L'accord conclu par la Turquie avec un régime qui semble être à bout de souffle en Libye vise à renforcer ses revendications sur les droits de forage dans la région.
«Avec ce nouvel accord entre la Turquie et la Libye, nous pouvons mener des opérations d'exploration conjointes dans ces zones économiques exclusives que nous avons déterminées. Il n'y a pas de problème», a déclaré mardi Erdoğan.
«D'autres acteurs internationaux ne peuvent pas mener d'opérations d'exploration dans ces régions, la Turquie a élaboré cet accord sans autorisation. La Chypre grecque, l'Égypte, la Grèce et Israël ne peuvent pas établir un gazoduc sans l'autorisation préalable de la Turquie», a-t-il ajouté.

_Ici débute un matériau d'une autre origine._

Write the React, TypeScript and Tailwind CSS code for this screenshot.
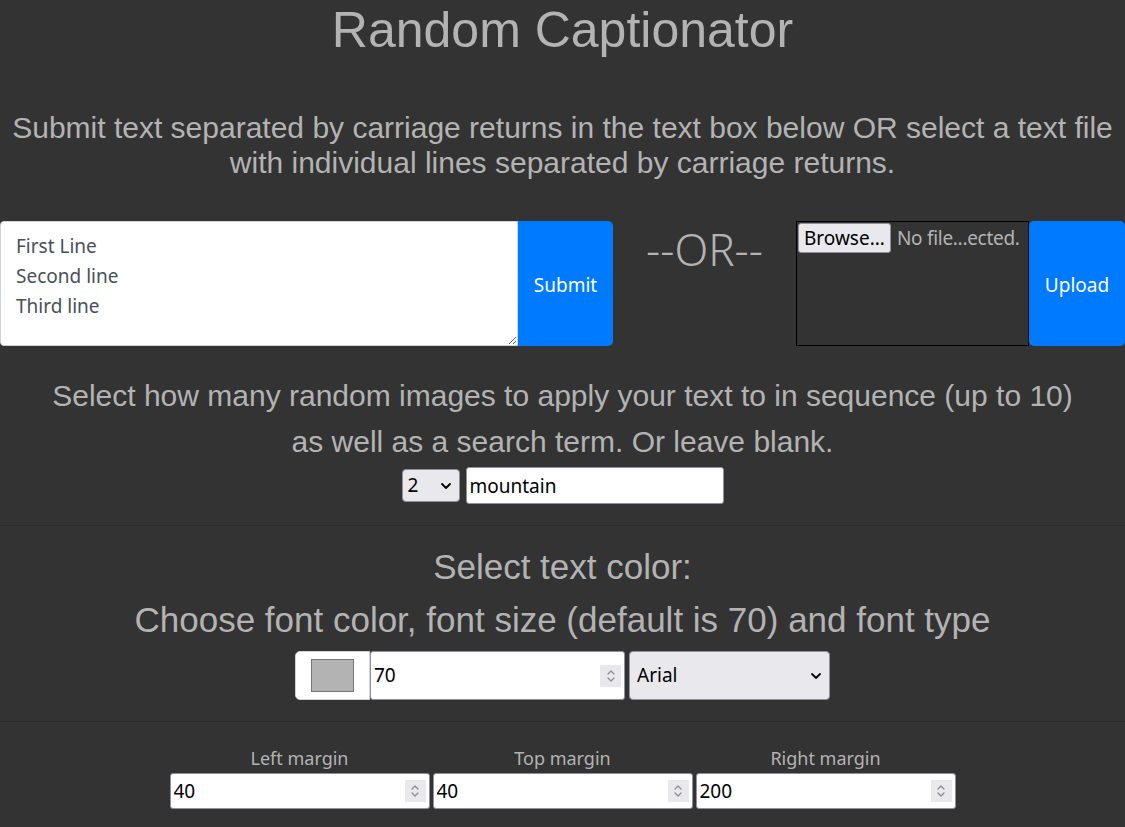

Le ministre turc des Affaires étrangères Mevlut Cavusoglu a déclaré mercredi au réseau d'information progouvernemental A Haber qu'Ankara «a le droit d'empêcher» tout forage non autorisé dans les eaux qu'elle revendique. À la question de savoir si la Turquie recourrait à la force militaire pour empêcher de tels forages, il a répondu: «Bien sûr.»
Chypre a conclu des accords avec les conglomérats énergétiques français Total et italien ENI pour réaliser des opérations conjointes de forage dans des eaux qui sont désormais revendiquées par la Turquie. En juillet dernier, la Turquie a envoyé des navires de forage escortés par des navires de guerre turcs pour effectuer des forages exploratoires dans ce que Chypre considère comme sa zone économique exclusive. L'année dernière, des navires de guerre turcs ont empêché un navire de forage loué par ENI d'entrer dans les eaux au sud-est de Chypre. La Turquie ne reconnaît pas le pays, revendiquant une grande partie de sa zone économique comme étant la sienne sur la base de ce qu'elle dit être sa protection des Chypriotes turcs dans un petit État dissident du nord de l'île.
Le conflit au sujet des réserves énergétiques en Méditerranée orientale et la guerre sanglante en Libye s'inscrivent dans une situation de plus en plus instable dans l'ensemble de la région, qui constitue une menace de conflagration militaire à l'échelle régionale, voire mondiale.